Persian Satrap of Caria

Orontobates (Old Persian: *Arvantapātah, Ancient Greek: Ὀροντοβάτης Orontobátēs; lived 4th century BC) was a Persian, who married the daughter of Pixodarus, the usurping satrap of Caria, and was sent by the king of Persia to succeed him.

==Biography==
On the approach of Alexander the Great of Macedon, (334 BC) Orontobates and Memnon of Rhodes entrenched themselves in Halicarnassus (modern Bodrum). But at last, despairing of defending it, they set fire to the town, and under cover of the conflagration crossed over to Cos, whither they had previously removed their treasures. In addition to the island of Cos, Orontobates, retained control of the citadel at Salmacis, and the towns Myndus, Caunus, Thera and Callipolis together with Triopium.

Next year, while at Soli, Cilicia, Alexander learnt that Orontobates had been defeated in a great battle by Ptolemy and Asander. It is natural to infer that the places which Orontobates held did not long hold out after his defeat.

An officer of the name of Orontobates was present in the army of Darius III at the battle of Gaugamela (331 BC), being one of the commanders of the troops drawn from the shores of the Persian Gulf. Whether he was the same or a different person from the preceding, we have no means of knowing. We are not told that the latter was killed as well as defeated.

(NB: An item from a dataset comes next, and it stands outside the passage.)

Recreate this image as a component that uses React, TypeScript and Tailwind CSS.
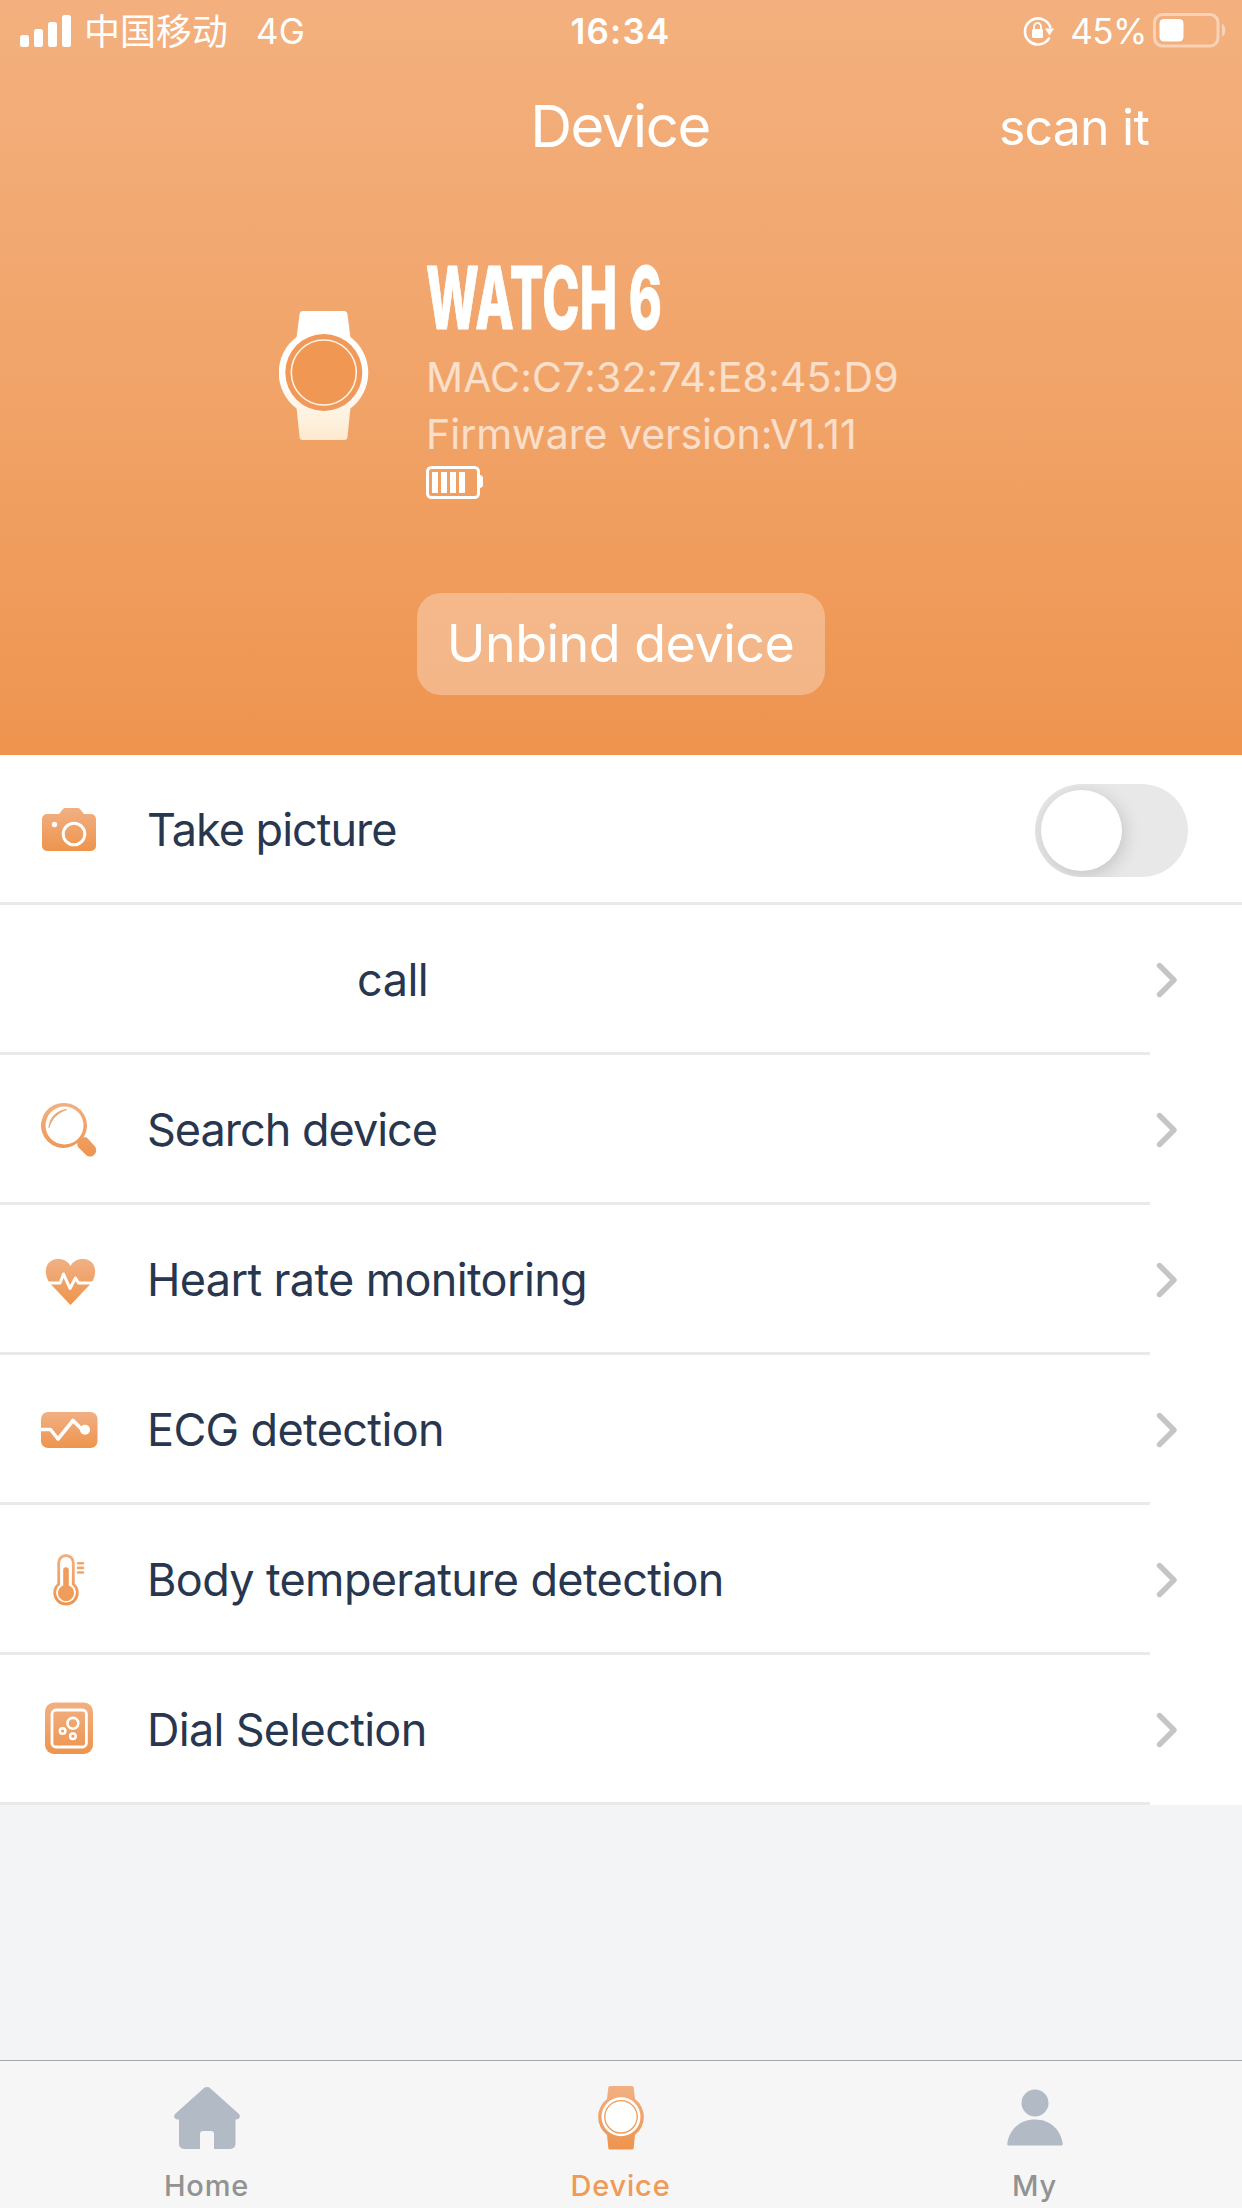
import type { ReactNode } from "react"

type RowProps = {
    label: string
    icon?: ReactNode
    indent?: boolean
    track?: string
}

const Gradient = ({ id }: { id: string }) => (
    <defs>
        <linearGradient id={id} x1="0" y1="0" x2="0" y2="1">
            <stop offset="0" stopColor="#f1b083" />
            <stop offset="1" stopColor="#ee944d" />
        </linearGradient>
    </defs>
)

const CameraIcon = () => (
    <svg width="60" height="60" viewBox="0 0 60 60">
        <Gradient id="camera" />
        <path fill="url(#camera)" d="M8 14h12l4-5c.8-.9 1.600-1 2.500-1h12c1 0 1.800.2 2.500 1l4 5h7a5 5 0 0 1 5 5v27a5 5 0 0 1-5 5H8a5 5 0 0 1-5-5V19a5 5 0 0 1 5-5z" />
        <circle cx="35" cy="34" r="10.800" fill="none" stroke="#fff" strokeWidth="3" />
        <circle cx="15.500" cy="24.500" r="2.700" fill="#fff" />
    </svg>
)

const SearchIcon = () => (
    <svg width="60" height="60" viewBox="0 0 60 60">
        <Gradient id="search" />
        <path
            fill="url(#search)"
            fillRule="evenodd"
            d="M25.500 3a22.500 22.500 0 0 1 19 34.600c1.800-.6 3.300-.1 4.500 1.100l6.500 7.300c2.300 2.600 2.200 6 .2 8.300-2.200 2.600-5.800 3.200-8.600.7l-7.600-7.500c-1.200-1.300-1.500-2.800-1-4.400A22.500 22.500 0 1 1 25.500 3zm0 3.500a19 19 0 1 0 0 38 19 19 0 0 0 0-38z"
        />
        <path d="M10 27.500C11 16.500 18 11 27.500 9.500 19.500 12.500 13 17.500 10 27.500z" fill="#f0a76f" stroke="#f0a76f" strokeWidth="1" />
    </svg>
)

const HeartIcon = () => (
    <svg width="60" height="60" viewBox="0 0 60 60">
        <Gradient id="heart" />
        <path fill="url(#heart)" d="M31.500 55 11.500 34C4 25.500 5 9.500 18.500 9 25 8.800 29 11.500 31.500 16 34 11.500 38 8.800 44.500 9 58 9.500 59 25.500 51.500 34z" />
        <path d="M6 33h15l3.500-9 6.500 14.500L36.500 28l3 5H57" fill="none" stroke="#fff" strokeWidth="3" strokeLinejoin="round" />
    </svg>
)

const EcgIcon = () => (
    <svg width="60" height="60" viewBox="0 0 60 60">
        <Gradient id="ecg" />
        <rect x="2" y="12" width="56.500" height="36" rx="7" fill="url(#ecg)" />
        <path d="M2 29.500h9.500L19 39l15-18.500L42.500 29" fill="none" stroke="#fff" strokeWidth="3.600" strokeLinejoin="round" />
        <circle cx="46" cy="29.800" r="5" fill="#fff" />
    </svg>
)

const ThermometerIcon = () => (
    <svg width="60" height="60" viewBox="0 0 60 60">
        <Gradient id="thermo" />
        <path fill="url(#thermo)" fillRule="evenodd" d="M27 4a8.700 8.700 0 0 1 8.700 8.700V33.500a12.700 12.700 0 1 1-17.400 0V12.700A8.700 8.700 0 0 1 27 4zm0 3a5.900 5.900 0 0 0-5.900 6V34.700a9.900 9.900 0 1 0 11.800 0V13A5.900 5.900 0 0 0 27 7z" />
        <path d="M24.200 20a2.800 2.800 0 0 1 5.600 0v15.500a8 8 0 1 1-5.600 0z" fill="#f09c5b" />
        <path d="M39 13.300h5M39 17.900h5M39 22.500h5" stroke="#f0a76f" strokeWidth="2.600" strokeLinecap="round" />
    </svg>
)

const DialIcon = () => (
    <svg width="60" height="60" viewBox="0 0 60 60">
        <Gradient id="dial" />
        <rect x="6" y="2.500" width="48" height="51.500" rx="9" fill="url(#dial)" />
        <g fill="none" stroke="#fff">
            <rect x="13" y="10" width="34.400" height="37" rx="4" strokeWidth="2.800" />
            <circle cx="33.900" cy="23.300" r="5.400" strokeWidth="2.600" />
            <circle cx="23.600" cy="31" r="2.800" strokeWidth="2.500" />
            <circle cx="33.900" cy="36.200" r="2.800" strokeWidth="2.500" />
        </g>
    </svg>
)

const StatusBar = () => (
    <div className="flex h-[62px] items-center pl-5 pr-[14px] text-[35px] leading-none">
        <div className="flex flex-1 items-center">
            <svg width="52" height="34" viewBox="0 0 52 34" fill="#fff">
                <rect x="0" y="21" width="9" height="12" rx="2.500" />
                <rect x="14" y="15" width="9" height="18" rx="2.500" />
                <rect x="28" y="8" width="9" height="25" rx="2.500" />
                <rect x="42" y="1" width="9" height="32" rx="2.500" />
            </svg>
            <span className="-mt-[4px] ml-3 font-['Noto_Sans_CJK_SC',sans-serif] text-[36px] font-normal">中国移动</span>
            <span className="ml-[28px]">4G</span>
        </div>
        <span className="-ml-[7px] font-semibold tracking-[1.2px]">16:34</span>
        <div className="flex flex-1 items-center justify-end">
            <svg width="34" height="34" viewBox="0 0 34 34" fill="none" stroke="#fff" strokeWidth="2.600">
                <path d="M28.500 23.500A13 13 0 1 1 29.500 14" />
                <path d="M24 14.500h9l-4.500 7z" fill="#fff" stroke="none" />
                <rect x="11" y="15" width="11" height="9" rx="1.500" fill="#fff" stroke="none" />
                <path d="M13 16v-3.500a3.500 3.500 0 0 1 7 0V16" strokeWidth="1.800" />
            </svg>
            <span className="ml-[15px] mr-[6px] tracking-[-0.5px]">45%</span>
            <svg width="75" height="36" viewBox="0 0 75 36">
                <rect x="1.500" y="1.500" width="63.500" height="31.500" rx="8" fill="none" stroke="#fff" strokeOpacity="0.450" strokeWidth="3" />
                <rect x="6.500" y="6" width="24" height="22.500" rx="4.500" fill="#fff" />
                <path d="M69 11c4.500 1 4.500 11.500 0 12.500z" fill="#fff" fillOpacity="0.450" />
            </svg>
        </div>
    </div>
)

const Header = () => (
    <header className="h-[755px] bg-linear-to-b from-[#f3b07e] via-[#f1a469] to-[#ee944f] text-white">
        <StatusBar />
        <div className="grid h-32 grid-cols-[1fr_auto_1fr] items-center">
            <h1 className="col-start-2 -ml-[2px] text-[58px] leading-none tracking-[-1.4px]">Device</h1>
            <span className="mr-[93px] justify-self-end pt-[2px] text-[50px] leading-none tracking-[-0.8px]">scan it</span>
        </div>
        <div className="flex items-start pl-[279px] pt-16">
            <svg className="mt-[57px]" width="90" height="130" viewBox="0 0 90 130">
                <defs>
                    <linearGradient id="band" x1="0" y1="0" x2="0" y2="1">
                        <stop offset="0.500" stopColor="#fff" />
                        <stop offset="1" stopColor="#fdeacf" />
                    </linearGradient>
                </defs>
                <path fill="url(#band)" d="M24 0h41q3 0 3.400 3l3 23a44.700 44.700 0 0 1 0 71.500l-3 29q-.4 2.500-3.400 2.500H24q-3 0-3.400-2.500l-3-29a44.700 44.700 0 0 1 0-71.500l3-23q.4-3 3.400-3z" />
                <circle cx="44.800" cy="61.500" r="38.500" fill="#f0995a" />
                <circle cx="44.800" cy="61.500" r="32.500" fill="#ef9753" stroke="#fff3e2" strokeWidth="1.600" />
            </svg>
            <div className="ml-[57px]">
                <div className="h-[87px] w-[240px]">
                    <span className="inline-block origin-left scale-x-[0.582] whitespace-nowrap text-[86px] font-extrabold leading-[88px] tracking-[0.5px] [-webkit-text-stroke:1px_white]">WATCH 6</span>
                </div>
                <p className="mt-2 text-[41px] leading-[57px] tracking-[0.1px] text-white/65">MAC:C7:32:74:E8:45:D9</p>
                <p className="text-[41px] leading-[57px] text-white/65">Firmware version:V1.11</p>
                <svg className="mt-[3px]" width="58" height="34" viewBox="0 0 58 34" fill="#fff">
                    <rect x="1.500" y="1.500" width="51" height="30" rx="4" fill="none" stroke="#fff" strokeWidth="3" />
                    <rect x="6" y="6" width="6" height="21" />
                    <rect x="15" y="6" width="6" height="21" />
                    <rect x="24" y="6" width="6" height="21" />
                    <rect x="33" y="6" width="6" height="21" />
                    <path d="M54 9c2 .3 3 1.500 3 3v7c0 1.500-1 2.700-3 3z" />
                </svg>
            </div>
        </div>
        <button className="mx-auto mt-[93px] flex h-[102px] w-[408px] items-center justify-center rounded-3xl bg-white/30 pr-[1px] text-[52px] leading-none tracking-[-0.5px]">
            Unbind device
        </button>
    </header>
)

const Row = ({ label, icon, indent, track }: RowProps) => (
    <li className="flex h-[150px] flex-col bg-white">
        <div className="flex flex-1 items-center pl-[39px] pr-[63px] pt-[3px]">
            <div className="h-[60px] w-[60px]">{icon}</div>
            <span className={`${indent ? "ml-[258px]" : "ml-[48px]"} ${track ?? ""} -mt-[2px] flex-1 text-[45px] leading-none text-[#28374f]`}>{label}</span>
            <svg width="24" height="36" viewBox="0 0 24 36">
                <path d="M4.500 3.500 19 18 4.500 32.500" fill="none" stroke="#c5c5c5" strokeWidth="5.400" strokeLinecap="round" strokeLinejoin="round" />
            </svg>
        </div>
        <div className="h-[3px] w-[1150px] bg-[#e9eaea]" />
    </li>
)

const HomeIcon = () => (
    <svg width="66" height="64" viewBox="0 0 66 64" fill="#b2bac6">
        <path d="M29.500 2.500a5 5 0 0 1 7 0L65 28c2 2.500.5 5.500-3 5.500h-.5V58a5 5 0 0 1-5 5H40V48a3 3 0 0 0-3-3h-8a3 3 0 0 0-3 3v15H10a5 5 0 0 1-5-5V33.500H4C.5 33.500-1 30.500 1 28z" />
    </svg>
)

const WatchIcon = () => (
    <svg width="46" height="64" viewBox="0 0 46 64">
        <Gradient id="watch" />
        <path fill="url(#watch)" d="M12 0h22q1.500 0 1.700 1.500L37 13a22.700 22.700 0 0 1 0 36l-1.300 13q-.2 1.500-1.700 1.500H12q-1.500 0-1.700-1.500L9 49a22.700 22.700 0 0 1 0-36l1.300-11.500Q10.500 0 12 0z" />
        <circle cx="23" cy="30.800" r="19.500" fill="#fff" />
        <circle cx="23" cy="30.800" r="16.200" fill="#fff" stroke="#ee9a58" strokeWidth="1.300" />
    </svg>
)

const MyIcon = () => (
    <svg width="56" height="58" viewBox="0 0 56 58" fill="#b2bac6">
        <circle cx="28" cy="14" r="13.500" />
        <path d="M28 30.500c16 0 26 11 27.700 24 .2 1.500-.7 2-2 2H2.300c-1.300 0-2.200-.5-2-2C2 41.500 12 30.500 28 30.500z" />
    </svg>
)

const tabs = [
    { name: "Home", icon: <HomeIcon />, active: false },
    { name: "Device", icon: <WatchIcon />, active: true },
    { name: "My", icon: <MyIcon />, active: false },
]

const rows: RowProps[] = [
    { label: "call", indent: true, track: "tracking-[-0.5px]" },
    { label: "Search device", icon: <SearchIcon />, track: "tracking-[-1px]" },
    { label: "Heart rate monitoring", icon: <HeartIcon />, track: "tracking-[-0.65px]" },
    { label: "ECG detection", icon: <EcgIcon />, track: "tracking-[-0.65px]" },
    { label: "Body temperature detection", icon: <ThermometerIcon />, track: "tracking-[-0.65px]" },
    { label: "Dial Selection", icon: <DialIcon />, track: "tracking-[-0.7px]" },
]

const App = () => {
    return (
        <div className="flex h-[2208px] w-[1242px] flex-col overflow-hidden bg-[#f3f4f6] font-['Inter','Noto_Sans_CJK_SC',sans-serif]">
            <Header />
            <ul className="flex-1">
                <li className="flex h-[150px] flex-col bg-white">
                    <div className="flex flex-1 items-center pl-[39px] pr-[54px] pt-[3px]">
                        <CameraIcon />
                        <span className="-mt-[2px] ml-[48px] flex-1 text-[45px] leading-none tracking-[-1px] text-[#28374f]">Take picture</span>
                        <div className="flex h-[93px] w-[153px] items-center overflow-hidden rounded-full bg-[#e8e8e8] pl-[6px]">
                            <div className="h-[81px] w-[81px] rounded-full bg-white shadow-[2px_4px_18px_rgba(0,0,0,0.16)]" />
                        </div>
                    </div>
                    <div className="h-[3px] bg-[#e9eaea]" />
                </li>
                {rows.map(row => (
                    <Row key={row.label} {...row} />
                ))}
            </ul>
            <nav className="grid h-[148px] grid-cols-3 border-t border-[#a3aba7] bg-[#f6f6f6]">
                {tabs.map(tab => (
                    <div key={tab.name} className="flex flex-col items-center pr-[1px] pt-6">
                        <div className="flex h-[66px] items-center">{tab.icon}</div>
                        <span className={`mt-[19px] text-[29px] font-medium leading-[32px] tracking-[0.8px] ${tab.active ? "text-[#ef9a57]" : "text-[#929292]"}`}>{tab.name}</span>
                    </div>
                ))}
            </nav>
        </div>
    )
}

export default App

It is likely that Alexander the Great knew Orontobates intimately as there was a princess between the two. In his youth Alexander wanted to marry Ada II, the daughter of Pixodarus but this was negated by his father. Incidentally Orontobates married a daughter of Pixodarus, who was also called Ada and probably the same as Ada II. Thus, the relation between the two may have been far more complex than what Justin or even Plutarch knew.

==Sources==
- Smith, William (editor); Dictionary of Greek and Roman Biography and Mythology, "Orontobates (1)", Boston, (1867)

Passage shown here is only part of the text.